Extract, from the listing that follows, each line containing the word "this".
════════════════════
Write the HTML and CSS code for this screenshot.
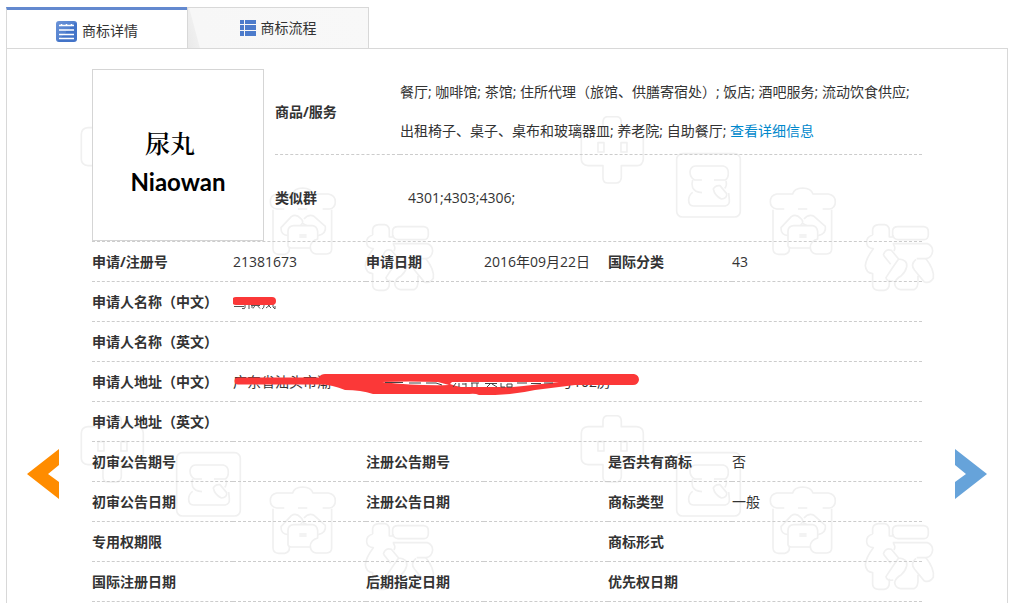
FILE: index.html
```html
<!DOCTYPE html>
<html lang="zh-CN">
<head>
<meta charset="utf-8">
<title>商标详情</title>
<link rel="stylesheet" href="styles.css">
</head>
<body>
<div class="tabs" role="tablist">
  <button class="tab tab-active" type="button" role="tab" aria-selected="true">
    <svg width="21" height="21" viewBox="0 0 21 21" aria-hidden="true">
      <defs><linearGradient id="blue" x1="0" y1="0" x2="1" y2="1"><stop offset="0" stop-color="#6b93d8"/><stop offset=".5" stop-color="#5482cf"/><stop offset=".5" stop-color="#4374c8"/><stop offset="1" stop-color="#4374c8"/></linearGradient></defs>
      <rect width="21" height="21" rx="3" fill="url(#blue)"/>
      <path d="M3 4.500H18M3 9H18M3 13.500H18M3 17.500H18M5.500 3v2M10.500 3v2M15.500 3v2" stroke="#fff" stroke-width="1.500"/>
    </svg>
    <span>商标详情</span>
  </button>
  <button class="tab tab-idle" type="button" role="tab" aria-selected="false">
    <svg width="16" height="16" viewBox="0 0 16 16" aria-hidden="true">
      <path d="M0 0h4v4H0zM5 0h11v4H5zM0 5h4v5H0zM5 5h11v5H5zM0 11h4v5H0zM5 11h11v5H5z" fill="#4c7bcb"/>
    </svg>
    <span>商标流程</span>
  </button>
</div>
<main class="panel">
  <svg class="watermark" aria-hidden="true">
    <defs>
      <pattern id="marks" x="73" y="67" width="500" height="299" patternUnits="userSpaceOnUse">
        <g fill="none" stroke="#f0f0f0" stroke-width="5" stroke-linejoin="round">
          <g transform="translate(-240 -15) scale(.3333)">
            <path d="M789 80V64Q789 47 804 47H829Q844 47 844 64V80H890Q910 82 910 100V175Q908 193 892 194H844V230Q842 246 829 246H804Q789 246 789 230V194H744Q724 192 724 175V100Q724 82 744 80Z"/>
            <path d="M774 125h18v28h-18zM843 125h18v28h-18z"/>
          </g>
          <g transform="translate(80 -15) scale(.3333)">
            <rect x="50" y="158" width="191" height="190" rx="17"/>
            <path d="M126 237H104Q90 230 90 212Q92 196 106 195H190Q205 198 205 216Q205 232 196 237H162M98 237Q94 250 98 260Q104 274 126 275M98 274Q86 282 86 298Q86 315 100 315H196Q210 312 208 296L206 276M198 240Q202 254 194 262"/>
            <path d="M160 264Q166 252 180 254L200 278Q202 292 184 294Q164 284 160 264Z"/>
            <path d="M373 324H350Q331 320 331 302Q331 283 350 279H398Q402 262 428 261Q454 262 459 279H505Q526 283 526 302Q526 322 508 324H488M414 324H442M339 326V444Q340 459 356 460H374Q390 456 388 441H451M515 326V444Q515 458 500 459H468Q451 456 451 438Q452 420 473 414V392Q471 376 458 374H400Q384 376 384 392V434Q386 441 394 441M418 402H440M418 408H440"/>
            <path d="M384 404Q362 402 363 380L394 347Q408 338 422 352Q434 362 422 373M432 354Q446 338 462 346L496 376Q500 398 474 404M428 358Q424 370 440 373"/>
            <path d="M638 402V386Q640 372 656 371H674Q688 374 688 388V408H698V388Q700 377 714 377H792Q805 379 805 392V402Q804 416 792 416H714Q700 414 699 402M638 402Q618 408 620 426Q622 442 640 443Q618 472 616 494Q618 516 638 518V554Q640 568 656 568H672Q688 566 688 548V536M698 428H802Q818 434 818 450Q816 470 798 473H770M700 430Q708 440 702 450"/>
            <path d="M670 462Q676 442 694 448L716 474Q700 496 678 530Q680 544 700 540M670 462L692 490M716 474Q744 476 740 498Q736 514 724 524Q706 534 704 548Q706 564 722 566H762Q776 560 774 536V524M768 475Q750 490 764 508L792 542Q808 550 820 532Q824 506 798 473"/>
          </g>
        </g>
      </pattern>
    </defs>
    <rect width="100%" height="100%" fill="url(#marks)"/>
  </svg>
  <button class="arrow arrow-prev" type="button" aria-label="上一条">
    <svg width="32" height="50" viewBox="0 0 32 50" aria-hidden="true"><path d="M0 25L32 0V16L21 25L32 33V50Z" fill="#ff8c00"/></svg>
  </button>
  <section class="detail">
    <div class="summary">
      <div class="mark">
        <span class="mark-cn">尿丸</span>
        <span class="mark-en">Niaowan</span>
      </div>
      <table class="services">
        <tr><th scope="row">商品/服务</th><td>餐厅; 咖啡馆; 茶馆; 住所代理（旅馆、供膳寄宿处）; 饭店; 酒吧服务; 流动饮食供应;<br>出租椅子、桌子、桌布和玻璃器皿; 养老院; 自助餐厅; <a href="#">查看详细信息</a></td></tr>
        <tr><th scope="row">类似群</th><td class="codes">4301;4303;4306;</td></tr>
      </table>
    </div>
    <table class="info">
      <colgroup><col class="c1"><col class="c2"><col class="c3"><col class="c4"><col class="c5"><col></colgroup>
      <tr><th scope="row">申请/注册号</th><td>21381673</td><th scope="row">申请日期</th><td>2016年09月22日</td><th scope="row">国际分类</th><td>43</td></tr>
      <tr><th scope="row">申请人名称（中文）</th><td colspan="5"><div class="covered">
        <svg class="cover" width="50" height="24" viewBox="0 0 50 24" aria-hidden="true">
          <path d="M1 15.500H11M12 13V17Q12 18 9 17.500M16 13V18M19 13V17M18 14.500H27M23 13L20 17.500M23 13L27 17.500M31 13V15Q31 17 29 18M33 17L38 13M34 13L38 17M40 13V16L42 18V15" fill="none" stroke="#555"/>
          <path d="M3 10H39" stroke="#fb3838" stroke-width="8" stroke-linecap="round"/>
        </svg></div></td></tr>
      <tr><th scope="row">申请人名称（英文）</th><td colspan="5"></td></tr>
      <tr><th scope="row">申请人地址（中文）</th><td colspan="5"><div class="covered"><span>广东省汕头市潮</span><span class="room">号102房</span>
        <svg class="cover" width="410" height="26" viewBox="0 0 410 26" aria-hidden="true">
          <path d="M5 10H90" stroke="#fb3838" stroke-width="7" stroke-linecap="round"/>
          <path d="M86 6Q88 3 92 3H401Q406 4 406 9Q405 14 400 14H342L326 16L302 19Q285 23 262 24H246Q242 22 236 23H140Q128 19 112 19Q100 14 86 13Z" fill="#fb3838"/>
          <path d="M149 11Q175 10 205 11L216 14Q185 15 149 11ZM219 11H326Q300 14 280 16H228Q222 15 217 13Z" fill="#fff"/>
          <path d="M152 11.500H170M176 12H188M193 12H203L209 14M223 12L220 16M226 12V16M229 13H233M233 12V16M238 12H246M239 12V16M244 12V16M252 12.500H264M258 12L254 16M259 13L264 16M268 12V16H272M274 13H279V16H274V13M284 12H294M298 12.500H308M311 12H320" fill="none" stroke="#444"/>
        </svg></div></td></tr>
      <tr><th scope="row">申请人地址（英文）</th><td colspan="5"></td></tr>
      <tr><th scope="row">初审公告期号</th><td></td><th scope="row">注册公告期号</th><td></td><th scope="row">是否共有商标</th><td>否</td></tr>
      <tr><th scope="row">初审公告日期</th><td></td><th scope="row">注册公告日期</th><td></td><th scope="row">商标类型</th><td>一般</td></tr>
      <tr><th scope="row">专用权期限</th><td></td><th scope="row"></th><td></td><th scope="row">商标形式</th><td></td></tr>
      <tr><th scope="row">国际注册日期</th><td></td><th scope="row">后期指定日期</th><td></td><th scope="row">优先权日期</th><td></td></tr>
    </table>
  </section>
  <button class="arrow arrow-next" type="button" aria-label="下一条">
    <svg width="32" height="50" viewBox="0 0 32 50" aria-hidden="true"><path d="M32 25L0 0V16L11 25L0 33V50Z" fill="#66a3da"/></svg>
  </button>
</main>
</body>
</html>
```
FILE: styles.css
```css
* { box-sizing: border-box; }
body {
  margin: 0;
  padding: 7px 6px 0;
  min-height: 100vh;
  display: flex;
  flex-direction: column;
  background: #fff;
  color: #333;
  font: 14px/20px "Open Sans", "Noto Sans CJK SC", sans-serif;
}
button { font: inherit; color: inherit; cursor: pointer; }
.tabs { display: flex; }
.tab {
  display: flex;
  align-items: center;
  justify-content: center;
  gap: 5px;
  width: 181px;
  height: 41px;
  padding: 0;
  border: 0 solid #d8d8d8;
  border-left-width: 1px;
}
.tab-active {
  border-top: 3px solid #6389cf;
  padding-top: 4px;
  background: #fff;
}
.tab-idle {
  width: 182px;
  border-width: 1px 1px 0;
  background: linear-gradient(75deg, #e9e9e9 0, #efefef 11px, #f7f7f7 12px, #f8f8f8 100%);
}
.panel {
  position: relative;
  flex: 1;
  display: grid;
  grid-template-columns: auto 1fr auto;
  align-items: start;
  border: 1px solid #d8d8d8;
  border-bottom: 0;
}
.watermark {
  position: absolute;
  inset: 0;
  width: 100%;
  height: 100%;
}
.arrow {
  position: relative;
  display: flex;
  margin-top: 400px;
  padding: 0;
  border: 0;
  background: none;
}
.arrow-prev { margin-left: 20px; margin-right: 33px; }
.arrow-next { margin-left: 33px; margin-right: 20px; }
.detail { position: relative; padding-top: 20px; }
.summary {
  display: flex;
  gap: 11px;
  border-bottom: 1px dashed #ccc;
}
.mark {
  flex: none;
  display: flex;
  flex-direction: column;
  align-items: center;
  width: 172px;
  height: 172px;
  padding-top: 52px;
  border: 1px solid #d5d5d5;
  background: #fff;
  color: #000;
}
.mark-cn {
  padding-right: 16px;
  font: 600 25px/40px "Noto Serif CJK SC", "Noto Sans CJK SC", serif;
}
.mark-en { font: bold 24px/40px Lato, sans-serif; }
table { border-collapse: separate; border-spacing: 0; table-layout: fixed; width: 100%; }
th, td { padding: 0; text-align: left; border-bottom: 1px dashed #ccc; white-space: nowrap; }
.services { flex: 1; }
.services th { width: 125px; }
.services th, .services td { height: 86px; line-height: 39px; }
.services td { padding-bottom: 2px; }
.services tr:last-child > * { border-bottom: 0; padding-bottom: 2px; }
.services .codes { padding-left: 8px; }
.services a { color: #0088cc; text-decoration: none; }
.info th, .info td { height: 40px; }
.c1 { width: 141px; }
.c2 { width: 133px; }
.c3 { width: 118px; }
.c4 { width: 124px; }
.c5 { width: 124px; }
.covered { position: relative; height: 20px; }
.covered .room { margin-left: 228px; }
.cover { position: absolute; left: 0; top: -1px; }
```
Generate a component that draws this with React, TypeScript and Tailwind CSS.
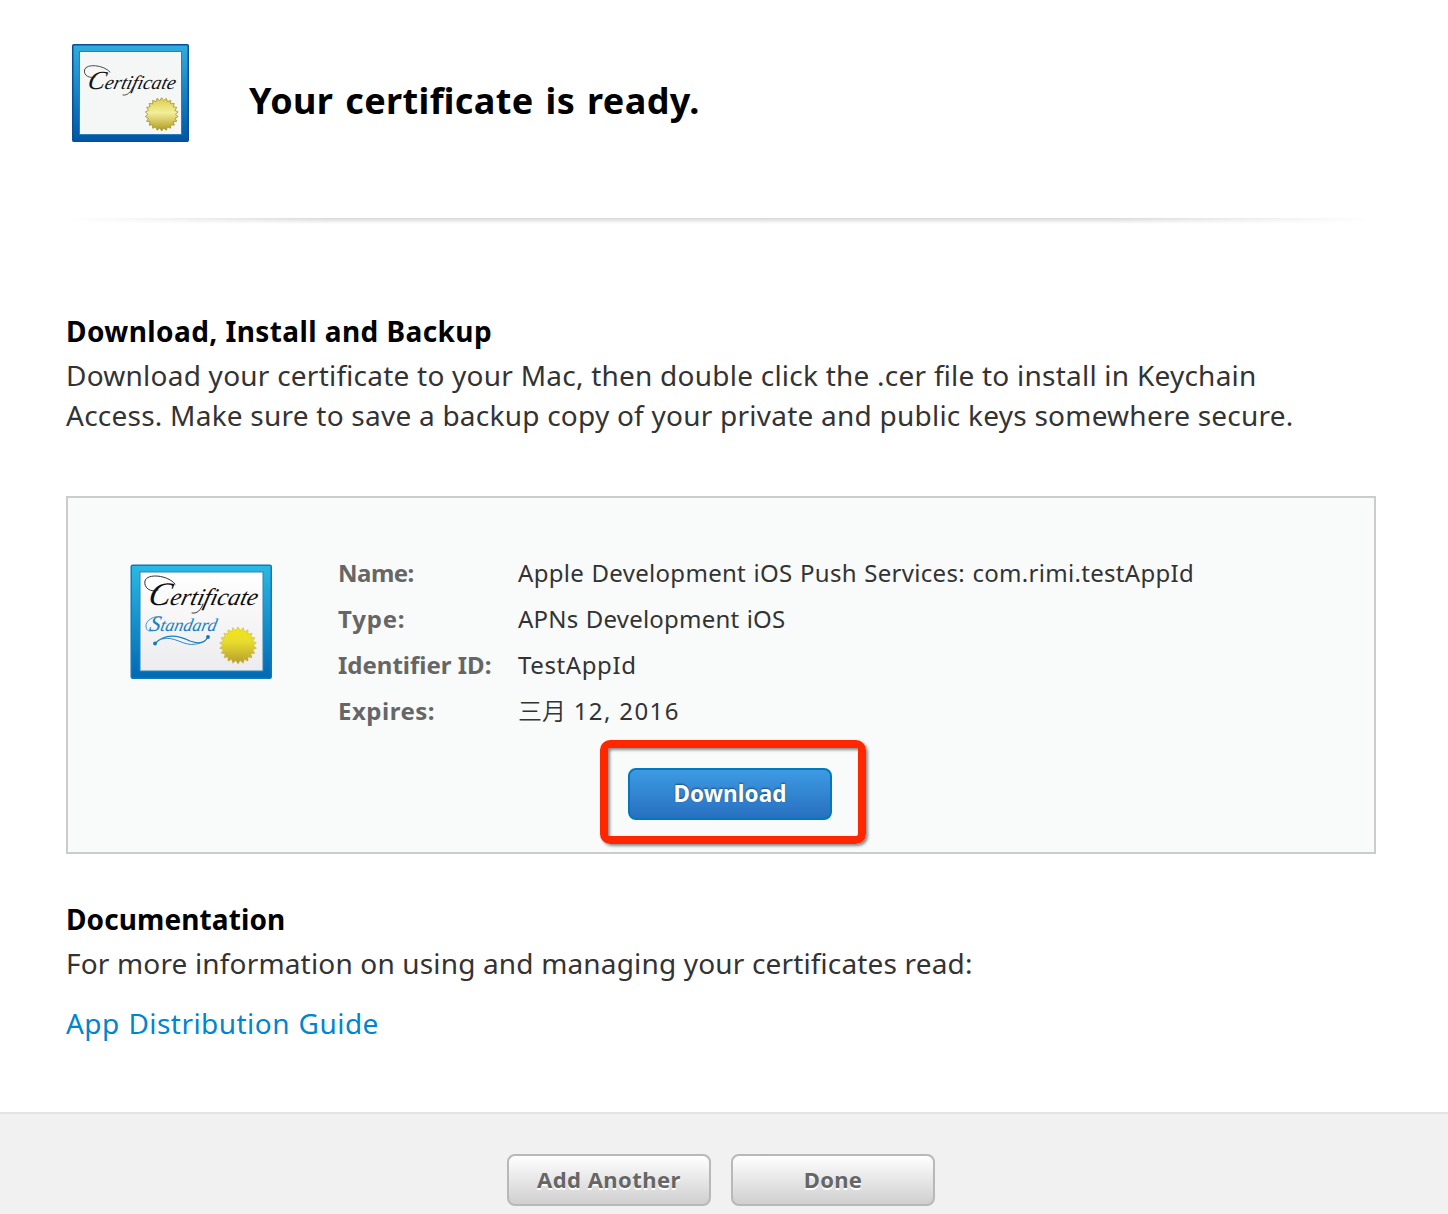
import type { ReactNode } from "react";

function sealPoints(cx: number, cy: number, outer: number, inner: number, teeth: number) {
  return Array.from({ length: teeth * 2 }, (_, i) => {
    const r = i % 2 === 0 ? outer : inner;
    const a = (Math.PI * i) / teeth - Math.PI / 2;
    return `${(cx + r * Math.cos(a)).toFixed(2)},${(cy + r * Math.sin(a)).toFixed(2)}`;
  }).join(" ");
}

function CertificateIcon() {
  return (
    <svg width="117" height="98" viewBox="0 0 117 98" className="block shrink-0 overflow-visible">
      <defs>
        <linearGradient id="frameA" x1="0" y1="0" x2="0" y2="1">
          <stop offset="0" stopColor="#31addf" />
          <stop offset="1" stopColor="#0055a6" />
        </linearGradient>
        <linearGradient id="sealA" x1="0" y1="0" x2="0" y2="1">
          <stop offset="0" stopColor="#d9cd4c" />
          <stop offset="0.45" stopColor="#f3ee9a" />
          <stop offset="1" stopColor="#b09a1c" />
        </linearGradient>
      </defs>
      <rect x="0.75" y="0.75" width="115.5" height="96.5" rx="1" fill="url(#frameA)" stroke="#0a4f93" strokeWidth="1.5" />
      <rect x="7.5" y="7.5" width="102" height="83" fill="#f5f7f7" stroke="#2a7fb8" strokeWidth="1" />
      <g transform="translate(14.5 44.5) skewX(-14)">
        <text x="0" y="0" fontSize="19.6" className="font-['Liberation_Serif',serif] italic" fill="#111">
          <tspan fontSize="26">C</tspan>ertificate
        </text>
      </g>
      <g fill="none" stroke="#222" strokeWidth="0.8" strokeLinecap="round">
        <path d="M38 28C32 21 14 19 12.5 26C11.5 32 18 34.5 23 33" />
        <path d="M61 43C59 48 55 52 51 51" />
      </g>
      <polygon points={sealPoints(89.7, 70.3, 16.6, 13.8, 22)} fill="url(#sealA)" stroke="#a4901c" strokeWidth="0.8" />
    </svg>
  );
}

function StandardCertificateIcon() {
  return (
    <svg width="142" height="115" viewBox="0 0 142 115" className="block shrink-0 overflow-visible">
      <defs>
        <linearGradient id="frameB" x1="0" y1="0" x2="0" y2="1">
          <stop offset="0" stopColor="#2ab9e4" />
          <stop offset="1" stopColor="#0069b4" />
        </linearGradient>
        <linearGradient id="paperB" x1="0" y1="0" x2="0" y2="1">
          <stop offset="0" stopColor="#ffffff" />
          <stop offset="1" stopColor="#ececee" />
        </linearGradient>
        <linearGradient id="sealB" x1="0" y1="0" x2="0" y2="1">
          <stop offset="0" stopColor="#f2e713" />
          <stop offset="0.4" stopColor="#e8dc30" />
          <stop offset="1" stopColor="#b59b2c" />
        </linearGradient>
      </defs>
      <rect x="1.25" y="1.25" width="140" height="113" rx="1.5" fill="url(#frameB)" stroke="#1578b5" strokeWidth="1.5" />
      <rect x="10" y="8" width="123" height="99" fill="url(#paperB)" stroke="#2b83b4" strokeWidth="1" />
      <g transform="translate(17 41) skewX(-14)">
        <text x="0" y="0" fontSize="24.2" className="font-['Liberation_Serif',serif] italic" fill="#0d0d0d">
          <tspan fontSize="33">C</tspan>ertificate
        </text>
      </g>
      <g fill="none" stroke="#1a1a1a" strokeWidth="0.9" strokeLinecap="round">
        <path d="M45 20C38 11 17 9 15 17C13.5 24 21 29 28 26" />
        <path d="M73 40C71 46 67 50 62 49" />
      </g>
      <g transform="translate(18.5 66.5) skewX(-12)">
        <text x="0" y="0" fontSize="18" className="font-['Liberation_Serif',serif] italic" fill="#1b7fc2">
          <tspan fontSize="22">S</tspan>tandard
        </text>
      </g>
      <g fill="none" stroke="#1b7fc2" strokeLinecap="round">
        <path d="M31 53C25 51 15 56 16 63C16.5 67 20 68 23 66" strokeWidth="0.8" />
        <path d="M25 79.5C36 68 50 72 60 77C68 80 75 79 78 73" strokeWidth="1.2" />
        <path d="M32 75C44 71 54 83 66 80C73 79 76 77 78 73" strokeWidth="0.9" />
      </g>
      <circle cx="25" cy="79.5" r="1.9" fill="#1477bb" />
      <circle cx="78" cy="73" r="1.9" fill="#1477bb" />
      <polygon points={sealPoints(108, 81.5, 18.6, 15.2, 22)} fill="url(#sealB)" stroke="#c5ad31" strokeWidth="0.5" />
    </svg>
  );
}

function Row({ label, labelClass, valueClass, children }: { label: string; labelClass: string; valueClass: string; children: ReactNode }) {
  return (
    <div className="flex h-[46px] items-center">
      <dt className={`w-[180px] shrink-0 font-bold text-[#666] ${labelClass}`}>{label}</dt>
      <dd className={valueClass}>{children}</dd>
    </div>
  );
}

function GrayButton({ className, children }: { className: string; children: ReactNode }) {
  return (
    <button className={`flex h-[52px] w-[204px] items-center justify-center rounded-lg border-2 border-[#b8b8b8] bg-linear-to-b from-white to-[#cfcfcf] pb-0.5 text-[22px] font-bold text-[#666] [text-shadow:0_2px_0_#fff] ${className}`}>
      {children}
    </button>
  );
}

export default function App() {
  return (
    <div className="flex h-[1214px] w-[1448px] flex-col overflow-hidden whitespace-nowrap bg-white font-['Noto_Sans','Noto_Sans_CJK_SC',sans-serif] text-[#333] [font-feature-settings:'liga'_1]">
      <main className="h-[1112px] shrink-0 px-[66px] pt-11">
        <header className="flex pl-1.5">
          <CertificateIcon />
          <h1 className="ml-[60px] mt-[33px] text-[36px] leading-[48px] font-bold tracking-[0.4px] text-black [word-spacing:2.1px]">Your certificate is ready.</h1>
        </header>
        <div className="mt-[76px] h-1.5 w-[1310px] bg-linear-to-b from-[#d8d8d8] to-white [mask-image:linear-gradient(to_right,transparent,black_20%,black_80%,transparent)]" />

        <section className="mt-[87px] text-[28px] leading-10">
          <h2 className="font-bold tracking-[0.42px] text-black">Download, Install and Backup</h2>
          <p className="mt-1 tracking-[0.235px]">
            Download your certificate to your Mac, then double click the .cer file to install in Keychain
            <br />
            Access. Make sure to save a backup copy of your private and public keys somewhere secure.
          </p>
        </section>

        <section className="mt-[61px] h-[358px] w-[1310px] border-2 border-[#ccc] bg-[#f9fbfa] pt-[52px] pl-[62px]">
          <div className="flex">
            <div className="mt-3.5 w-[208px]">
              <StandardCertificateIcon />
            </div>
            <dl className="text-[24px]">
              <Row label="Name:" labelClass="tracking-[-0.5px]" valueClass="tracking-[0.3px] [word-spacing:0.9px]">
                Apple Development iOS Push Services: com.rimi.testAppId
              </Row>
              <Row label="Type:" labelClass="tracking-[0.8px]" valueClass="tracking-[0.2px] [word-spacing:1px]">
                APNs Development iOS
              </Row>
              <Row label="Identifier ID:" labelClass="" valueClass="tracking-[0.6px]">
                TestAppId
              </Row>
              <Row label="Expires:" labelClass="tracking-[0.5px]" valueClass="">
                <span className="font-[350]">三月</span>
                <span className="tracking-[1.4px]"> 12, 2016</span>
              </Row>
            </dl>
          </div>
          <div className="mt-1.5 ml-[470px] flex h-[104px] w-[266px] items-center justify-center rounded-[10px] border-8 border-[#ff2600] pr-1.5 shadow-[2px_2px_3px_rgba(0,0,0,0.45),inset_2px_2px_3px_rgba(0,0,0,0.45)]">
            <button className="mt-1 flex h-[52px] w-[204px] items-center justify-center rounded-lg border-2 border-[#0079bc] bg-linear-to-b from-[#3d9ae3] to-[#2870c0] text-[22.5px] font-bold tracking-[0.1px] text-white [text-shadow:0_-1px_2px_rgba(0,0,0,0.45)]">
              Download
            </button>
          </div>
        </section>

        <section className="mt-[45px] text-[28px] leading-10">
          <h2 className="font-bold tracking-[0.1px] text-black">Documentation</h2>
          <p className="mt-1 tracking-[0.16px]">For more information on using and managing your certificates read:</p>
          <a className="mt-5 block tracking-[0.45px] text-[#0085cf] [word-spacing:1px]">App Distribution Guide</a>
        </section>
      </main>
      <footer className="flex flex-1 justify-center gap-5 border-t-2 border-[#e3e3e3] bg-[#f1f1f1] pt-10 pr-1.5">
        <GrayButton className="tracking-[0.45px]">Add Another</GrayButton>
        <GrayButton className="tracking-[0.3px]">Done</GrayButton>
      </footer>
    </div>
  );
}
════════════════════
### Response
Write the HTML and CSS code for this screenshot.
Generate a component that draws this with React, TypeScript and Tailwind CSS.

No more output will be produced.